What is required: From the entries below, gather each line containing the word "image".
** start of Exercise materials **
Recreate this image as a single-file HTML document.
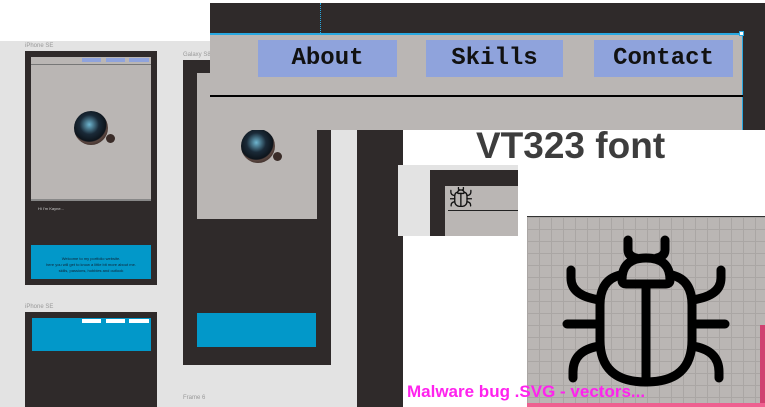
<!DOCTYPE html>
<html><head><meta charset="utf-8"><style>
*{margin:0;padding:0;box-sizing:border-box}
body{width:765px;height:407px;position:relative;overflow:hidden;background:#fff;font-family:"Liberation Sans",sans-serif}
.a{position:absolute}
.dk{background:#2f2a2a}
.gr{background:#bab6b4}
.bl{background:#0298c9}
.lbl{font-size:6px;color:#999}
.cup{position:absolute;width:34px;height:34px;border-radius:50%;background:radial-gradient(circle at 45% 40%,#6fb6d0 0,#1a2a38 35%,#0d141b 60%,#5a4640 64%,#3a2c28 80%,#cbb9b0 100%)}
.cup:after{content:"";position:absolute;right:-7px;bottom:2px;width:9px;height:9px;border-radius:50%;background:#3a2c28}
.nb{position:absolute;top:40px;height:37px;background:#8fa3dc;font-family:"Liberation Mono",monospace;font-weight:bold;font-size:24px;color:#111;text-align:center;line-height:37px}
</style></head><body>
<div class="a" style="left:0;top:41px;width:400px;height:366px;background:#e3e3e3"></div>
<div class="a lbl" style="left:25px;top:43px">iPhone SE</div>
<div class="a dk" style="left:25px;top:51px;width:132px;height:234px"></div>
<div class="a gr" style="left:31px;top:57px;width:120px;height:144px;border-bottom:2px solid #888"></div>
<div class="a" style="left:31px;top:64px;width:120px;height:1px;background:#777"></div>
<div class="a" style="left:82px;top:58px;width:19px;height:4px;background:#8fa3dc"></div>
<div class="a" style="left:106px;top:58px;width:19px;height:4px;background:#8fa3dc"></div>
<div class="a" style="left:129px;top:58px;width:20px;height:4px;background:#8fa3dc"></div>
<div class="cup" style="left:74px;top:111px"></div>
<div class="a" style="left:38px;top:206px;font-size:4px;color:#ccc">Hi I'm Kayne...</div>
<div class="a bl" style="left:31px;top:245px;width:120px;height:34px;font-size:4px;color:#123;text-align:center;padding-top:11px;line-height:6px">Welcome to my portfolio website.<br>here you will get to know a little bit more about me.<br>skills, passions, hobbies and outlook</div>
<div class="a lbl" style="left:25px;top:304px">iPhone SE</div>
<div class="a dk" style="left:25px;top:312px;width:132px;height:95px"></div>
<div class="a bl" style="left:32px;top:318px;width:119px;height:33px"></div>
<div class="a" style="left:82px;top:319px;width:19px;height:4px;background:#fff"></div>
<div class="a" style="left:106px;top:319px;width:19px;height:4px;background:#fff"></div>
<div class="a" style="left:129px;top:319px;width:20px;height:4px;background:#fff"></div>
<div class="a lbl" style="left:183px;top:52px">Galaxy S8</div>
<div class="a dk" style="left:183px;top:60px;width:148px;height:305px"></div>
<div class="a gr" style="left:197px;top:73px;width:120px;height:146px"></div>
<div class="cup" style="left:241px;top:129px"></div>
<div class="a bl" style="left:197px;top:313px;width:119px;height:34px"></div>
<div class="a lbl" style="left:183px;top:395px">Frame 6</div>
<div class="a dk" style="left:357px;top:130px;width:46px;height:277px"></div>
<div class="a dk" style="left:210px;top:3px;width:555px;height:127px"></div>
<div class="a" style="left:320px;top:3px;width:0;height:30px;border-left:1px dotted #29a8e0"></div>
<div class="a gr" style="left:210px;top:33px;width:533px;height:97px;border-top:2px solid #29a8e0;border-right:1px solid #29a8e0"></div>
<div class="a" style="left:739px;top:31px;width:5px;height:5px;background:#fff;border:1px solid #29a8e0"></div>
<div class="nb" style="left:258px;width:139px">About</div>
<div class="nb" style="left:426px;width:137px">Skills</div>
<div class="nb" style="left:594px;width:139px">Contact</div>
<div class="a" style="left:210px;top:95px;width:533px;height:2px;background:#000"></div>
<div class="a" style="left:403px;top:130px;width:362px;height:277px;background:#fff"></div>
<div class="a" style="left:476px;top:125px;font-size:37px;font-weight:bold;color:#3d3d3d">VT323 font</div>
<div class="a" style="left:398px;top:165px;width:120px;height:71px;background:#e3e3e3"></div>
<div class="a dk" style="left:430px;top:170px;width:88px;height:66px"></div>
<div class="a gr" style="left:445px;top:186px;width:73px;height:50px"></div>
<div class="a" style="left:448px;top:210px;width:70px;height:1px;background:#222"></div>
<svg class="a" style="left:450px;top:187px" width="22" height="20" viewBox="565 236 164 150" fill="none" stroke="#111" stroke-width="10" stroke-linecap="round" stroke-linejoin="round">
<path d="M628 240v10q0 6 8 8M665 240v10q0 6-8 8"/>
<path d="M622 280q0-22 24-22q24 0 24 22q0 4-4 4H626q-4 0-4-4z"/>
<path d="M620 275q-20 5-20 30V340q0 42 46 42q46 0 46-42V305q0-25-20-30M646 284v98"/>
<path d="M571 262v12q0 22 29 26M721 262v12q0 22-29 26M567 324h33M692 324h33M573 378v-6q0-22 27-26M719 378v-6q0-22-27-26"/>
</svg>
<div class="a" style="left:527px;top:216px;width:238px;height:191px;background-color:#bab6b4;background-image:linear-gradient(#aaa6a4 1px,transparent 1px),linear-gradient(90deg,#aaa6a4 1px,transparent 1px);background-size:12px 12px;border-top:1px solid #333"></div>
<div class="a" style="left:760px;top:325px;width:5px;height:82px;background:#d04070"></div>
<svg class="a" style="left:527px;top:216px" width="238" height="191" viewBox="527 216 238 191" fill="none" stroke="#000" stroke-width="9" stroke-linecap="round" stroke-linejoin="round">
<path d="M628 240v10q0 6 8 8M665 240v10q0 6-8 8"/>
<path d="M622 280q0-22 24-22q24 0 24 22q0 4-4 4H626q-4 0-4-4z"/>
<path d="M620 275q-20 5-20 30V340q0 42 46 42q46 0 46-42V305q0-25-20-30"/>
<path d="M646 284v98"/>
<path d="M571 270v8q0 18 29 22M721 270v8q0 18-29 22"/>
<path d="M567 324h33M692 324h33"/>
<path d="M573 378v-6q0-22 27-26M719 378v-6q0-22-27-26"/>
</svg>
<div class="a" style="left:527px;top:403px;width:238px;height:4px;background:#ef6090"></div>
<div class="a" style="left:407px;top:382px;font-size:17px;font-weight:bold;color:#ff22ee">Malware bug .SVG - vectors...</div>
</body></html>
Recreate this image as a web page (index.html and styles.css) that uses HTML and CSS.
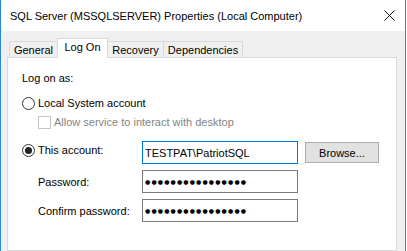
FILE: index.html
```html
<!DOCTYPE html>
<html lang="en">
<head>
  <meta charset="UTF-8">
  <title>SQL Server (MSSQLSERVER) Properties (Local Computer)</title>
  <link rel="stylesheet" href="styles.css">
</head>
<body>
  <div class="window">
    <div class="titlebar">
      <span class="title">SQL Server (MSSQLSERVER) Properties (Local Computer)</span>
      <svg class="close" width="11" height="11" viewBox="0 0 11 11">
        <path d="M0.5 0.5 L10.5 10.5 M10.5 0.5 L0.5 10.5" stroke="#111" stroke-width="1" fill="none"/>
      </svg>
    </div>

    <div class="tabs">
      <div class="tab tab-general">General</div>
      <div class="tab tab-logon active">Log On</div>
      <div class="tab tab-recovery">Recovery</div>
      <div class="tab tab-deps">Dependencies</div>
    </div>

    <div class="panel">
      <div class="row caption">Log on as:</div>

      <label class="row option opt-local"><span class="radio"></span>Local System account</label>
      <label class="row option opt-interact disabled"><span class="check"></span>Allow service to interact with desktop</label>

      <div class="row field field-account">
        <label class="field-label option"><span class="radio checked"></span>This account:</label>
        <div class="textbox focused">TESTPAT\PatriotSQL</div>
        <button class="btn">Browse...</button>
      </div>

      <div class="row field">
        <label class="field-label indent">Password:</label>
        <div class="textbox"><span class="dots">●●●●●●●●●●●●●●●●</span></div>
      </div>

      <div class="row field">
        <label class="field-label indent">Confirm password:</label>
        <div class="textbox"><span class="dots">●●●●●●●●●●●●●●●●</span></div>
      </div>
    </div>
  </div>
</body>
</html>
```

FILE: styles.css
```css
body {
  margin: 0;
  background-color: #ffffff;
  font-family: "Liberation Sans", Arial, sans-serif;
  font-size: 11px;
  color: #000;
}

.window {
  width: 404px;
  height: 251px;
  border-left: 1px solid #2b88d8;
  border-right: 1px solid #2b88d8;
  background-color: #f0f0f0;
  display: flex;
  flex-direction: column;
  overflow: hidden;
}

.titlebar {
  height: 31px;
  flex-shrink: 0;
  background-color: #ffffff;
  display: flex;
  align-items: center;
  padding-left: 9px;
}

.title {
  font-size: 11px;
  color: #000;
}

.close {
  margin-left: auto;
  margin-right: 10px;
}

/* tab strip */
.tabs {
  display: flex;
  align-items: flex-end;
  height: 20px;
  margin-top: 7px;
  margin-bottom: -1px;
  padding-left: 8px;
  position: relative;
  z-index: 1;
}

.tab {
  box-sizing: border-box;
  height: 16px;
  margin-bottom: 1px;
  margin-left: -1px;
  border: 1px solid #d9d9d9;
  border-bottom: none;
  background-color: #f0f0f0;
  display: flex;
  align-items: center;
  justify-content: center;
}

.tab-general { width: 49px; margin-left: 0; }
.tab-logon { width: 51px; }
.tab-recovery { width: 57px; }
.tab-deps { width: 80px; }

.tab.active {
  height: 20px;
  margin-bottom: 0;
  background-color: #ffffff;
  position: relative;
  z-index: 2;
  padding-bottom: 3px;
}

.panel {
  box-sizing: border-box;
  width: 390px;
  margin-left: 6px;
  flex: 1;
  border: 1px solid #d9d9d9;
  background-color: #ffffff;
  padding-left: 14px;
}

.row {
  display: flex;
  align-items: center;
}

.caption {
  height: 14px;
  margin-top: 13px;
}

.option {
  height: 14px;
}

.opt-local {
  margin-top: 11px;
}

.opt-interact {
  margin-top: 5px;
  padding-left: 16px;
}

.disabled {
  color: #838383;
}

.radio {
  box-sizing: border-box;
  width: 13px;
  height: 13px;
  margin-right: 3px;
  border: 1px solid #333;
  border-radius: 50%;
  background-color: #fff;
  display: flex;
  align-items: center;
  justify-content: center;
}

.radio.checked::after {
  content: "";
  width: 7px;
  height: 7px;
  border-radius: 50%;
  background-color: #222;
}

.check {
  box-sizing: border-box;
  width: 13px;
  height: 13px;
  margin-right: 3px;
  border: 1px solid #c4c4c4;
  background-color: #fff;
}

.field {
  align-items: flex-start;
  margin-top: 6px;
}

.field-account {
  margin-top: 12px;
}

.field-label {
  box-sizing: border-box;
  width: 120px;
  height: 18px;
  display: flex;
  align-items: center;
}

.field-label.indent {
  height: 23px;
  padding-left: 16px;
}

.textbox {
  box-sizing: border-box;
  width: 156px;
  height: 23px;
  border: 1px solid #7a7a7a;
  background-color: #fff;
  padding-left: 2px;
  display: flex;
  align-items: center;
}

.textbox.focused {
  border-color: #0078d7;
}

.dots {
  font-family: "DejaVu Sans", sans-serif;
  font-size: 6px;
  letter-spacing: 1.15px;
}

.btn {
  box-sizing: border-box;
  width: 74px;
  height: 21px;
  margin-left: 7px;
  margin-top: 1px;
  padding: 0;
  border: 1px solid #adadad;
  background-color: #e1e1e1;
  font-family: "Liberation Sans", Arial, sans-serif;
  font-size: 11px;
  color: #000;
}
```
** end of Exercise materials **
Solution to this problem:
Recreate this image as a single-file HTML document.
<div class="a" style="left:527px;top:216px;width:238px;height:191px;background-color:#bab6b4;background-image:linear-gradient(#aaa6a4 1px,transparent 1px),linear-gradient(90deg,#aaa6a4 1px,transparent 1px);background-size:12px 12px;border-top:1px solid #333"></div>
Recreate this image as a web page (index.html and styles.css) that uses HTML and CSS.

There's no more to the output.